Identify each line containing the word "html" and copy it.
....................
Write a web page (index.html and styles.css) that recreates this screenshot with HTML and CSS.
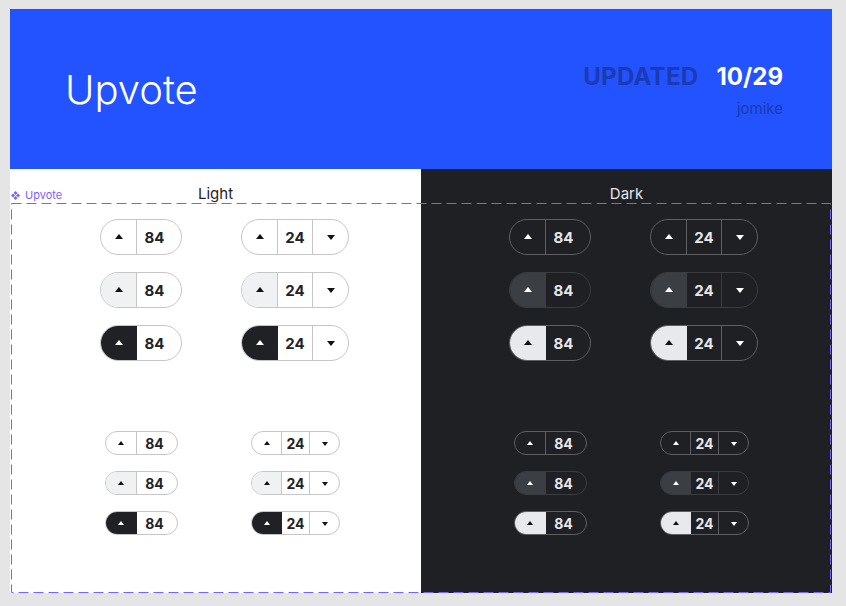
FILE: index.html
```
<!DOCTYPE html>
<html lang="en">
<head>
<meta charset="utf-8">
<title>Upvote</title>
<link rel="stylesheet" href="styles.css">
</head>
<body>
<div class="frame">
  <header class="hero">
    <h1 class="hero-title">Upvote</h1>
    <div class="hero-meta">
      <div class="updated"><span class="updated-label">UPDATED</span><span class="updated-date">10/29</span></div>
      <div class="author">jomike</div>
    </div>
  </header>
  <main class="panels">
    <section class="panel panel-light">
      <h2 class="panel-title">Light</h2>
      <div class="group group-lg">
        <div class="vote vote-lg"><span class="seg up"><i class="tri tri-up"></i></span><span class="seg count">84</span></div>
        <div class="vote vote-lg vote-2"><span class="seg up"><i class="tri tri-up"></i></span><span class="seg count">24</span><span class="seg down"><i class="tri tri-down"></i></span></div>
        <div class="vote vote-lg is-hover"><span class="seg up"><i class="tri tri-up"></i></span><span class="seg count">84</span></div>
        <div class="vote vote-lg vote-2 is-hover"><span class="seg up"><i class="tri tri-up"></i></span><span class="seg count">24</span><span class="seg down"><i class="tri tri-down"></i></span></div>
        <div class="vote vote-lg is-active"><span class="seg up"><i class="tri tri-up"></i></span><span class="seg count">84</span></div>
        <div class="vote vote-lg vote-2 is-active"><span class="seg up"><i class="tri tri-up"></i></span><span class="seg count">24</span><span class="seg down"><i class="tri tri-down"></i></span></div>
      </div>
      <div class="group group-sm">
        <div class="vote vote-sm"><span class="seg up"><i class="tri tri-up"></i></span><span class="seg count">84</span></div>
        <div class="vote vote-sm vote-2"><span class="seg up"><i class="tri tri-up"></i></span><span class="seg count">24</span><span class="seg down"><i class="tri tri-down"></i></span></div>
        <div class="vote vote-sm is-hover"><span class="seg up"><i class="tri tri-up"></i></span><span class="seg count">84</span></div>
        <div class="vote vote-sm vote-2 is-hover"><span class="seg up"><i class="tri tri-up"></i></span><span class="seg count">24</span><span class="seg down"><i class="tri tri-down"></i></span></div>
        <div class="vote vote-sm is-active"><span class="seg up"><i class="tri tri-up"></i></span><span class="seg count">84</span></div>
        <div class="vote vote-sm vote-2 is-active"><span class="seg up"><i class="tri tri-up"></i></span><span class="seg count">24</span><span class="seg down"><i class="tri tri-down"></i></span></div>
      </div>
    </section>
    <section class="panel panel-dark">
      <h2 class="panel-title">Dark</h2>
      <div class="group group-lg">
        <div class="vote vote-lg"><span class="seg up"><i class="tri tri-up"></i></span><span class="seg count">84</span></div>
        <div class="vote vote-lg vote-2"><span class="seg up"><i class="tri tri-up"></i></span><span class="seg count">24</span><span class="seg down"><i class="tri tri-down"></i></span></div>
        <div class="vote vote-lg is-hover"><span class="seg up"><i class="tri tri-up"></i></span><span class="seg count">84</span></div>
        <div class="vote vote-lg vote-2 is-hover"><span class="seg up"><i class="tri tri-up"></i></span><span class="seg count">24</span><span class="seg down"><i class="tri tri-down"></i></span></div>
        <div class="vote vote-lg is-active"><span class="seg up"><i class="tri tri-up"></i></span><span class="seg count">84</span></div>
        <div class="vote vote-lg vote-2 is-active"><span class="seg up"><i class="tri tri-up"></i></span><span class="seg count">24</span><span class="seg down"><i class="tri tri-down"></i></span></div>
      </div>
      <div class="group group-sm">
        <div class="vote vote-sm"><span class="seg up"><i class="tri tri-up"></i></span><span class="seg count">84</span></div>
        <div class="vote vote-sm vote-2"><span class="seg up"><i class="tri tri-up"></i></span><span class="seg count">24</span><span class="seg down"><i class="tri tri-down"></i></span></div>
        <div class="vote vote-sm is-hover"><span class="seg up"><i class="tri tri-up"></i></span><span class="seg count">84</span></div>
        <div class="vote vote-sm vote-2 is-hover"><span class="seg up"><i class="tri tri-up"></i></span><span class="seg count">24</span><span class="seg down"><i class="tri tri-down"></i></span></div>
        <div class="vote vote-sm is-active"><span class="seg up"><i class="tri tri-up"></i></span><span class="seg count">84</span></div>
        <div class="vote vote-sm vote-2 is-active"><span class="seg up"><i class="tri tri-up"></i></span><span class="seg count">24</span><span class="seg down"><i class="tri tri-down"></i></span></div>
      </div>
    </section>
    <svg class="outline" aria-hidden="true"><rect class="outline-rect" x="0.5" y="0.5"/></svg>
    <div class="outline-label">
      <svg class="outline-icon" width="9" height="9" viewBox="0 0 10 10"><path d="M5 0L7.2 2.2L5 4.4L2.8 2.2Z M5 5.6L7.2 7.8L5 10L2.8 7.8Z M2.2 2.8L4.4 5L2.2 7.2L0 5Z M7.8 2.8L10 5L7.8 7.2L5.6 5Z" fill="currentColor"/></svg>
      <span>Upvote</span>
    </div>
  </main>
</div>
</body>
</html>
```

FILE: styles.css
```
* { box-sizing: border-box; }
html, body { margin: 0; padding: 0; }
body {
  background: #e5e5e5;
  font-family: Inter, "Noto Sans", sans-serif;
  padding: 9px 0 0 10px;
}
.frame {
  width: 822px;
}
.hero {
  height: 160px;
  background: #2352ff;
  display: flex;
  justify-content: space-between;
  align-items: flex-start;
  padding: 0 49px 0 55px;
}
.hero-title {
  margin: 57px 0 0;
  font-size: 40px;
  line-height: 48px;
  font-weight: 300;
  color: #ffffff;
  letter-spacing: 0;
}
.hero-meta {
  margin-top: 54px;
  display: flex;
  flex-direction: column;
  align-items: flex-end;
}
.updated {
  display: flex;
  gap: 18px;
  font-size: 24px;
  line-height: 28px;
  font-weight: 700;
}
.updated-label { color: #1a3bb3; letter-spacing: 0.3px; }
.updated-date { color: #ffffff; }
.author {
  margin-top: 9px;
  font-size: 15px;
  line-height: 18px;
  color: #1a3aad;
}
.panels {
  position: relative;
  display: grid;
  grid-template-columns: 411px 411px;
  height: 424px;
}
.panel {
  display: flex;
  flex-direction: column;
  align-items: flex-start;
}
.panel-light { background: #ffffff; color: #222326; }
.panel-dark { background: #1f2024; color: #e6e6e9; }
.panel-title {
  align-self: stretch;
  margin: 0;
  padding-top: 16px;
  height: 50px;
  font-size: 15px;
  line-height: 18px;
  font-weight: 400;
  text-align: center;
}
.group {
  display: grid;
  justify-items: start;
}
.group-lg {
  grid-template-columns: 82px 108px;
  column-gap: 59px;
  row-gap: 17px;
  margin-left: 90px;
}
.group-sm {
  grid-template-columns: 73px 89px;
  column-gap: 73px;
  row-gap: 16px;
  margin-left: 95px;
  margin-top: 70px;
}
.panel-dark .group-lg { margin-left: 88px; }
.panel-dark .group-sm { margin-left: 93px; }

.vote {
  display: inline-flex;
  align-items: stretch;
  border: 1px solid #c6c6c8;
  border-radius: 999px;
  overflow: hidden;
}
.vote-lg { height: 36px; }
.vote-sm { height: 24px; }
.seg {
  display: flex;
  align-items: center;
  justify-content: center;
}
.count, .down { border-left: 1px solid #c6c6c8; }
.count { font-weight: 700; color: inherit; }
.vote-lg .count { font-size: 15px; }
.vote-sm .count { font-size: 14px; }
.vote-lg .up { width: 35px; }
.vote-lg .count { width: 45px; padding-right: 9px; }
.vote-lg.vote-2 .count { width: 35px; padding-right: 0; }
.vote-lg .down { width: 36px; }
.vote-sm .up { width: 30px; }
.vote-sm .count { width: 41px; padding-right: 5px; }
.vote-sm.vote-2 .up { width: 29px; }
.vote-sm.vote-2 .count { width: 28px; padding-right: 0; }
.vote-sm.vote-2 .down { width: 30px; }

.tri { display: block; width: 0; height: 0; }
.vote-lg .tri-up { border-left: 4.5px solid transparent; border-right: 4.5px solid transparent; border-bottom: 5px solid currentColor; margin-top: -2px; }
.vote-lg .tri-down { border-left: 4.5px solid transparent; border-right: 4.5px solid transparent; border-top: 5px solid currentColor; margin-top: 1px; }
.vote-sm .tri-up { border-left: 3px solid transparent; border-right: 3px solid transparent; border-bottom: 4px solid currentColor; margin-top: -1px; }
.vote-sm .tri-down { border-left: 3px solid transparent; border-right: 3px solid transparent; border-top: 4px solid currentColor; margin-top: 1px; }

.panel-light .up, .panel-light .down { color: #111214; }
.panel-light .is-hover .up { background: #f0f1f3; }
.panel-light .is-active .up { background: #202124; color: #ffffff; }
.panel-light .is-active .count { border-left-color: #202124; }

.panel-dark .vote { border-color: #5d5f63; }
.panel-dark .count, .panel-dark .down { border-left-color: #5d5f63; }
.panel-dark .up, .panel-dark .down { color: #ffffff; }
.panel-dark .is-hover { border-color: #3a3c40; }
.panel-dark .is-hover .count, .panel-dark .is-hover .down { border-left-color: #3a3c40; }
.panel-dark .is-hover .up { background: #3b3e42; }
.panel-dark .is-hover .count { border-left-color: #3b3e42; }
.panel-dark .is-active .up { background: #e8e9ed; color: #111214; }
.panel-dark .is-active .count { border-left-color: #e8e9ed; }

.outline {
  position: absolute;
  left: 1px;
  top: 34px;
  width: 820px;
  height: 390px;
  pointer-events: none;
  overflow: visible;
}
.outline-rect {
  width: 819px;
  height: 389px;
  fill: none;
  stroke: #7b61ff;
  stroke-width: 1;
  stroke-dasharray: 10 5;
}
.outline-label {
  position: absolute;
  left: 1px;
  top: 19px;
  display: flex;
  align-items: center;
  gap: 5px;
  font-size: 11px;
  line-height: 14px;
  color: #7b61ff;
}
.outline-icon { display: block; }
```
....................
• **FULL ANSWER**
Write a web page (index.html and styles.css) that recreates this screenshot with HTML and CSS.
FILE: index.html
<!DOCTYPE html>
<html lang="en">
</html>
html, body { margin: 0; padding: 0; }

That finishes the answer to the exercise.